Words can lead to action, which can be good or bad. Adam Tomkins reminded us that our business as politicians depends on words, and the meanings that we ascribe to them and the use to which we put them are important. Our most important words might be those that we deploy when we defend those with views with which we disagree and when we defend their right to be different from us. Democracy depends on diversity, and so does society’s future.

Those who lost their lives in the Holocaust were not an undifferentiated group. Each was an individual of worth. Each had individual views and potential.

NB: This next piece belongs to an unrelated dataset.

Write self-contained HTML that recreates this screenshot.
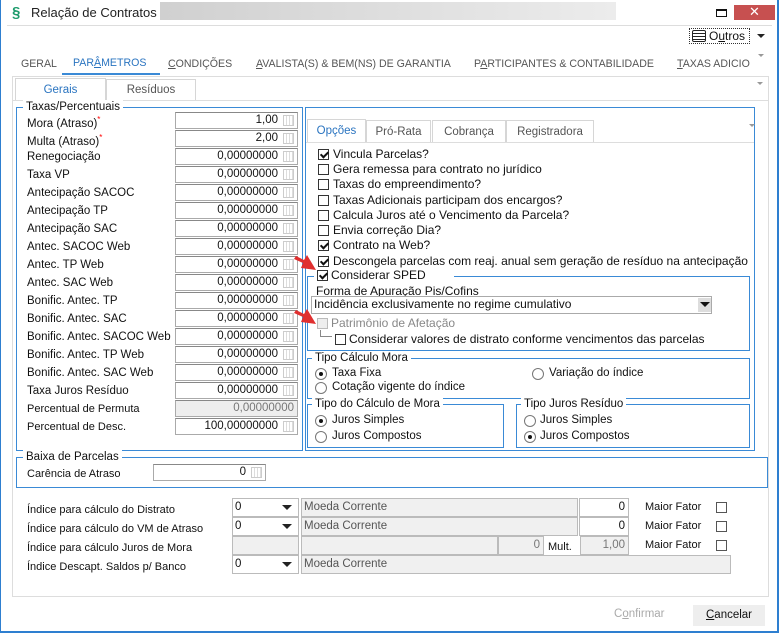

Each could disagree with his or her neighbour, as we do with each other in this place.

My personal visits to Auschwitz thus far have been vicarious. The good work of the Holocaust Educational Trust features regularly in the media. The trust was founded in 1988, and its good work in taking school students to the site is highly valued by those who participate in its programme. The most important visit that I have made to Auschwitz was via the television series, “The Ascent of Man”, which was written and presented by Jacob Bronowski and broadcast in 1973, a year before he died.

Bronowski was born in 1908 into a Jewish family at Łódź, a couple of hundred kilometres north of Auschwitz. Forty-five years on, the profound effect of seeing him at Auschwitz, walking slowly towards the camera, pausing, leaning down to scoop mud into his hand from a puddle, then looking at the mud and saying in a quiet voice, “This is my family,” remains with me and will never leave me. Personal experience speaks directly in a way that our debate today—worthy and necessary as it is—simply cannot match. That is why each generation must relearn the lessons of Nazi bigotry. That is why visits can communicate and embed by experience the message of history in students who are supported by the trust. That is vital, if we believe that this should never, ever happen again—and we do.